- _DATASET CONTENT_:
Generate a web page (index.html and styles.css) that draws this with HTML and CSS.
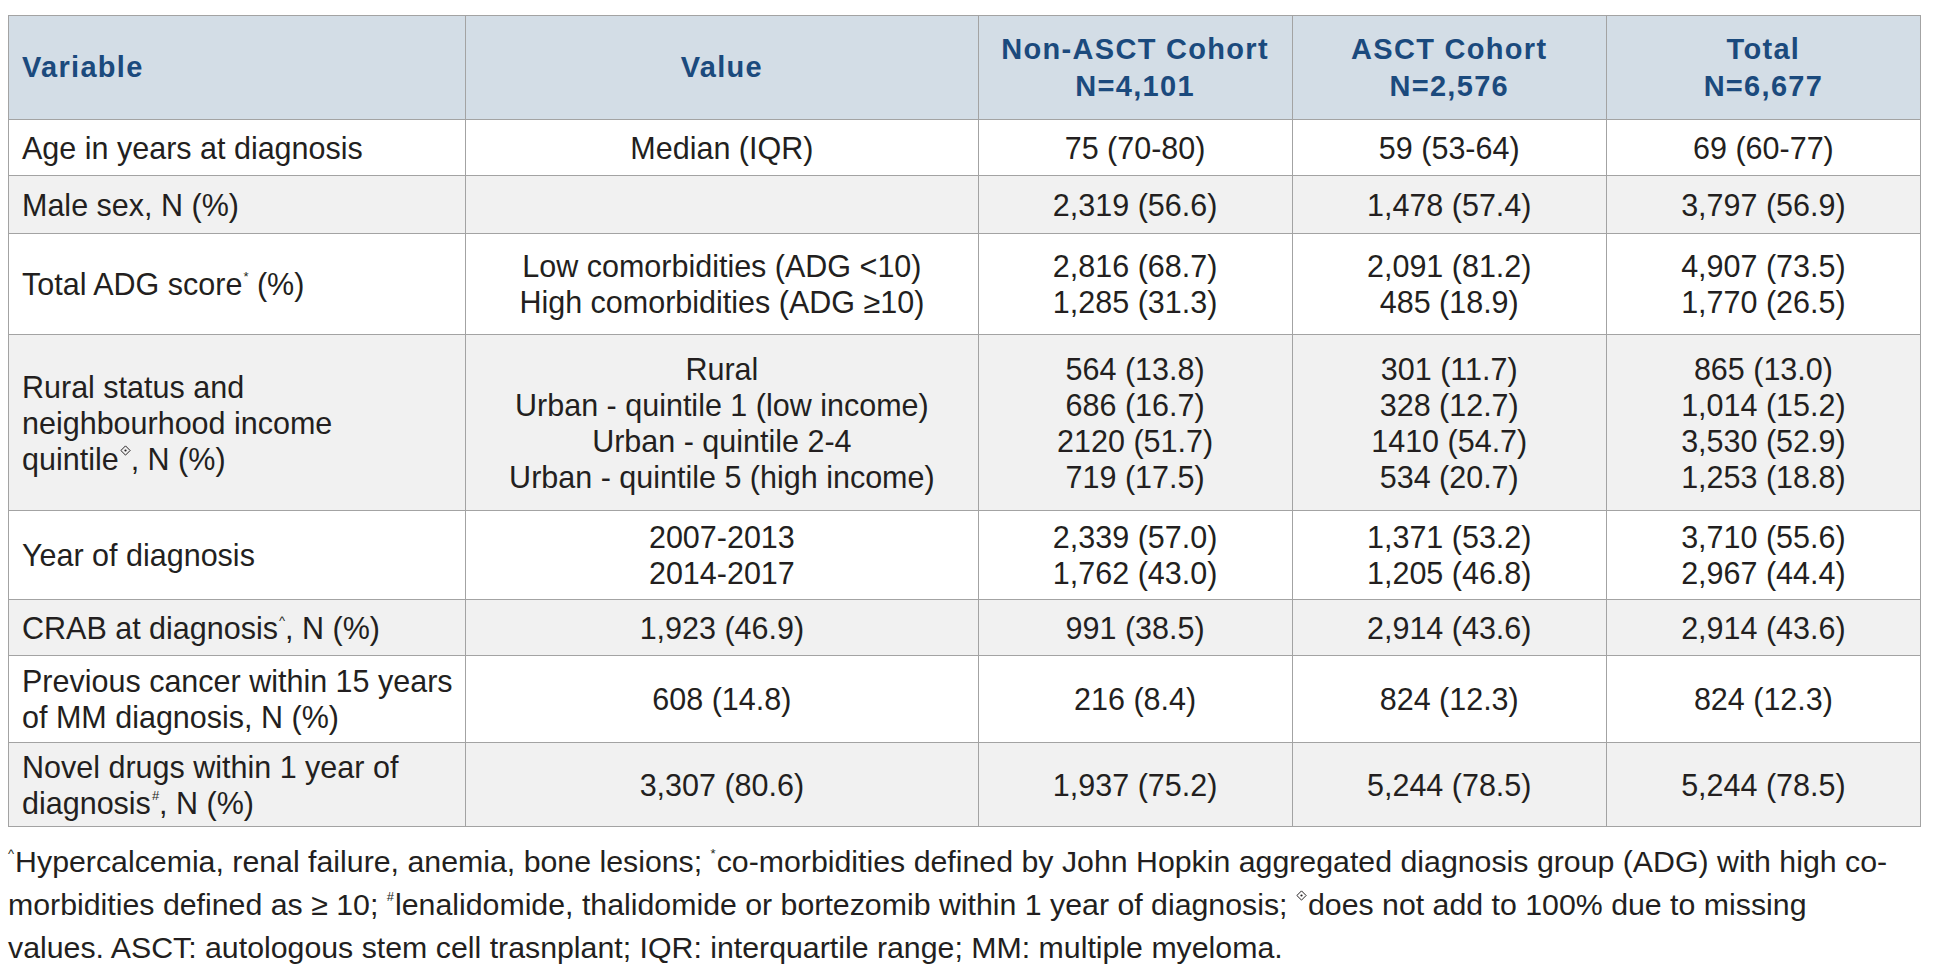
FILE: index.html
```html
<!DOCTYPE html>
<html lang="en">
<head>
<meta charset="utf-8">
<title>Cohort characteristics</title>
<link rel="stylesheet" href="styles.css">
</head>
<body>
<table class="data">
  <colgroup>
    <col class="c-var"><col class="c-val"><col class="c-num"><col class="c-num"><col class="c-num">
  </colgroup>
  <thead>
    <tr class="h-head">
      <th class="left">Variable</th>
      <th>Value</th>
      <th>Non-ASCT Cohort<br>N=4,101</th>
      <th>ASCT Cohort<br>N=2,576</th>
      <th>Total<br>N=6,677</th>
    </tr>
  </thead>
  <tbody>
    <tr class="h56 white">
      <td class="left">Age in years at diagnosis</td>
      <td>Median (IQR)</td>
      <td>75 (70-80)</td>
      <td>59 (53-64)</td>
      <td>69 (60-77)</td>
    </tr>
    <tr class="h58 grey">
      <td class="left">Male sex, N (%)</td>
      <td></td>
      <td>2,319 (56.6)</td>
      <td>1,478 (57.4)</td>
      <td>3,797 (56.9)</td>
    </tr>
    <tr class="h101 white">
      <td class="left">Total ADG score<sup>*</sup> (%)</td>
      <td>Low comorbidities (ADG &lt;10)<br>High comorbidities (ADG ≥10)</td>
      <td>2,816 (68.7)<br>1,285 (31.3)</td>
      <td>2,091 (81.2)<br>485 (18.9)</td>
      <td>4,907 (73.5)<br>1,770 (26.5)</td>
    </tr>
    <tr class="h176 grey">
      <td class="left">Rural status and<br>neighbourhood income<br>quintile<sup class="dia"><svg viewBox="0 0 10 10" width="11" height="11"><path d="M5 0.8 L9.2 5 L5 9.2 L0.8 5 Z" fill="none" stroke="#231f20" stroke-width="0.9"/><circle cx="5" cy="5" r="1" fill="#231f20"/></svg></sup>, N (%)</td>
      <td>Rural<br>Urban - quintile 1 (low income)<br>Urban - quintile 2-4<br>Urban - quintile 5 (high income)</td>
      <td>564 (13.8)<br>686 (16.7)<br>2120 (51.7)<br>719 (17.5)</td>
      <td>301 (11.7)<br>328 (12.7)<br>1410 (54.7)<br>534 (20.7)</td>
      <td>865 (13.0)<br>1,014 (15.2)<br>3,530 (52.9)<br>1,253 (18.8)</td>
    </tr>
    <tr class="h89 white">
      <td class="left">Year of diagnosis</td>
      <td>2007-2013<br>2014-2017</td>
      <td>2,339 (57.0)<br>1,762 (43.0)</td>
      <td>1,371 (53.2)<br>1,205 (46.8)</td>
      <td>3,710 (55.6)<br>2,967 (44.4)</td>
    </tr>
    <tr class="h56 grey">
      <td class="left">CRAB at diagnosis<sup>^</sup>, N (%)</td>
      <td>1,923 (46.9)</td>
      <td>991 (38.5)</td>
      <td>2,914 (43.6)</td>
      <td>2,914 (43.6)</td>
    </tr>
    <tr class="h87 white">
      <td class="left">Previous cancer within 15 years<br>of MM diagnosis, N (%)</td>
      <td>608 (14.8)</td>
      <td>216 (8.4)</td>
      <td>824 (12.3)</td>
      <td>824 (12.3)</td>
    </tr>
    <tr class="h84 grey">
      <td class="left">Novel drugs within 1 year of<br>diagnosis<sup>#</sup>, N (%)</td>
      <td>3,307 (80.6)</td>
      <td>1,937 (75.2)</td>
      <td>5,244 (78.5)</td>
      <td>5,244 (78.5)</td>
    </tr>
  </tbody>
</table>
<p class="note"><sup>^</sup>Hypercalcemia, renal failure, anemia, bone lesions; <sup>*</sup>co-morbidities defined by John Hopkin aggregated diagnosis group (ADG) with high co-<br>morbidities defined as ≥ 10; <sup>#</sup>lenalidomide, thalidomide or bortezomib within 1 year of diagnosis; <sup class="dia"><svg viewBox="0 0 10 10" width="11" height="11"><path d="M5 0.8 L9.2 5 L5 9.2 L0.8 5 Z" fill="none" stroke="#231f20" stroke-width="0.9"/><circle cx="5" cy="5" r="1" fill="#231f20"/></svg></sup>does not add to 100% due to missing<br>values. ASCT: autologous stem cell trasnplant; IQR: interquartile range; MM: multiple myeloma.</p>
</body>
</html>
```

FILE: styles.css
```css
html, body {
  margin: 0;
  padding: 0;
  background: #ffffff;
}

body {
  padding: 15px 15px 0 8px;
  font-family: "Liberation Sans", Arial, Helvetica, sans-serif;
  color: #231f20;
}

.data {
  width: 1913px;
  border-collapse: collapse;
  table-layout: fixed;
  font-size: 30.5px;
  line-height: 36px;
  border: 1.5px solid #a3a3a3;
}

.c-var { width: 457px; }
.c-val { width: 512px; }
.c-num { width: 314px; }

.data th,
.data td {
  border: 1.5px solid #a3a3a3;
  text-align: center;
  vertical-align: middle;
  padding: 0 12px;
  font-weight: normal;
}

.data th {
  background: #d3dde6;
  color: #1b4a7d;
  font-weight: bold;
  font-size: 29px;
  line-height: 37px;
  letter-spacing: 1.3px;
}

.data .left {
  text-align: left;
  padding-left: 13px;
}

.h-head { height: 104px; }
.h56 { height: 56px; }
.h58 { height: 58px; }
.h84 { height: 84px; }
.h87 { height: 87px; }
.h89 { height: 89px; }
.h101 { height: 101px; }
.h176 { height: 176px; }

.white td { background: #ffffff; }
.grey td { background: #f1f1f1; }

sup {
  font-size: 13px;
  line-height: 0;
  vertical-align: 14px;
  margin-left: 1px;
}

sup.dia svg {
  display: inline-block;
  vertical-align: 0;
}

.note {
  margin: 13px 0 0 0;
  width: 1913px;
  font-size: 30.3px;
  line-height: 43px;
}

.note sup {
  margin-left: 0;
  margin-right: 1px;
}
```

- _STATED TASK_:
Make an exact reproduction of the listing above, without any pictures.

- _SOLVED PROBLEM_:
Generate a web page (index.html and styles.css) that draws this with HTML and CSS.
FILE: index.html
```html
<!DOCTYPE html>
<html lang="en">
<head>
<meta charset="utf-8">
<title>Cohort characteristics</title>
<link rel="stylesheet" href="styles.css">
</head>
<body>
<table class="data">
  <colgroup>
    <col class="c-var"><col class="c-val"><col class="c-num"><col class="c-num"><col class="c-num">
  </colgroup>
  <thead>
    <tr class="h-head">
      <th class="left">Variable</th>
      <th>Value</th>
      <th>Non-ASCT Cohort<br>N=4,101</th>
      <th>ASCT Cohort<br>N=2,576</th>
      <th>Total<br>N=6,677</th>
    </tr>
  </thead>
  <tbody>
    <tr class="h56 white">
      <td class="left">Age in years at diagnosis</td>
      <td>Median (IQR)</td>
      <td>75 (70-80)</td>
      <td>59 (53-64)</td>
      <td>69 (60-77)</td>
    </tr>
    <tr class="h58 grey">
      <td class="left">Male sex, N (%)</td>
      <td></td>
      <td>2,319 (56.6)</td>
      <td>1,478 (57.4)</td>
      <td>3,797 (56.9)</td>
    </tr>
    <tr class="h101 white">
      <td class="left">Total ADG score<sup>*</sup> (%)</td>
      <td>Low comorbidities (ADG &lt;10)<br>High comorbidities (ADG ≥10)</td>
      <td>2,816 (68.7)<br>1,285 (31.3)</td>
      <td>2,091 (81.2)<br>485 (18.9)</td>
      <td>4,907 (73.5)<br>1,770 (26.5)</td>
    </tr>
    <tr class="h176 grey">
      <td class="left">Rural status and<br>neighbourhood income<br>quintile<sup class="dia"><svg viewBox="0 0 10 10" width="11" height="11"><path d="M5 0.8 L9.2 5 L5 9.2 L0.8 5 Z" fill="none" stroke="#231f20" stroke-width="0.9"/><circle cx="5" cy="5" r="1" fill="#231f20"/></svg></sup>, N (%)</td>
      <td>Rural<br>Urban - quintile 1 (low income)<br>Urban - quintile 2-4<br>Urban - quintile 5 (high income)</td>
      <td>564 (13.8)<br>686 (16.7)<br>2120 (51.7)<br>719 (17.5)</td>
      <td>301 (11.7)<br>328 (12.7)<br>1410 (54.7)<br>534 (20.7)</td>
      <td>865 (13.0)<br>1,014 (15.2)<br>3,530 (52.9)<br>1,253 (18.8)</td>
    </tr>
    <tr class="h89 white">
      <td class="left">Year of diagnosis</td>
      <td>2007-2013<br>2014-2017</td>
      <td>2,339 (57.0)<br>1,762 (43.0)</td>
      <td>1,371 (53.2)<br>1,205 (46.8)</td>
      <td>3,710 (55.6)<br>2,967 (44.4)</td>
    </tr>
    <tr class="h56 grey">
      <td class="left">CRAB at diagnosis<sup>^</sup>, N (%)</td>
      <td>1,923 (46.9)</td>
      <td>991 (38.5)</td>
      <td>2,914 (43.6)</td>
      <td>2,914 (43.6)</td>
    </tr>
    <tr class="h87 white">
      <td class="left">Previous cancer within 15 years<br>of MM diagnosis, N (%)</td>
      <td>608 (14.8)</td>
      <td>216 (8.4)</td>
      <td>824 (12.3)</td>
      <td>824 (12.3)</td>
    </tr>
    <tr class="h84 grey">
      <td class="left">Novel drugs within 1 year of<br>diagnosis<sup>#</sup>, N (%)</td>
      <td>3,307 (80.6)</td>
      <td>1,937 (75.2)</td>
      <td>5,244 (78.5)</td>
      <td>5,244 (78.5)</td>
    </tr>
  </tbody>
</table>
<p class="note"><sup>^</sup>Hypercalcemia, renal failure, anemia, bone lesions; <sup>*</sup>co-morbidities defined by John Hopkin aggregated diagnosis group (ADG) with high co-<br>morbidities defined as ≥ 10; <sup>#</sup>lenalidomide, thalidomide or bortezomib within 1 year of diagnosis; <sup class="dia"><svg viewBox="0 0 10 10" width="11" height="11"><path d="M5 0.8 L9.2 5 L5 9.2 L0.8 5 Z" fill="none" stroke="#231f20" stroke-width="0.9"/><circle cx="5" cy="5" r="1" fill="#231f20"/></svg></sup>does not add to 100% due to missing<br>values. ASCT: autologous stem cell trasnplant; IQR: interquartile range; MM: multiple myeloma.</p>
</body>
</html>
```

FILE: styles.css
```css
html, body {
  margin: 0;
  padding: 0;
  background: #ffffff;
}

body {
  padding: 15px 15px 0 8px;
  font-family: "Liberation Sans", Arial, Helvetica, sans-serif;
  color: #231f20;
}

.data {
  width: 1913px;
  border-collapse: collapse;
  table-layout: fixed;
  font-size: 30.5px;
  line-height: 36px;
  border: 1.5px solid #a3a3a3;
}

.c-var { width: 457px; }
.c-val { width: 512px; }
.c-num { width: 314px; }

.data th,
.data td {
  border: 1.5px solid #a3a3a3;
  text-align: center;
  vertical-align: middle;
  padding: 0 12px;
  font-weight: normal;
}

.data th {
  background: #d3dde6;
  color: #1b4a7d;
  font-weight: bold;
  font-size: 29px;
  line-height: 37px;
  letter-spacing: 1.3px;
}

.data .left {
  text-align: left;
  padding-left: 13px;
}

.h-head { height: 104px; }
.h56 { height: 56px; }
.h58 { height: 58px; }
.h84 { height: 84px; }
.h87 { height: 87px; }
.h89 { height: 89px; }
.h101 { height: 101px; }
.h176 { height: 176px; }

.white td { background: #ffffff; }
.grey td { background: #f1f1f1; }

sup {
  font-size: 13px;
  line-height: 0;
  vertical-align: 14px;
  margin-left: 1px;
}

sup.dia svg {
  display: inline-block;
  vertical-align: 0;
}

.note {
  margin: 13px 0 0 0;
  width: 1913px;
  font-size: 30.3px;
  line-height: 43px;
}

.note sup {
  margin-left: 0;
  margin-right: 1px;
}
```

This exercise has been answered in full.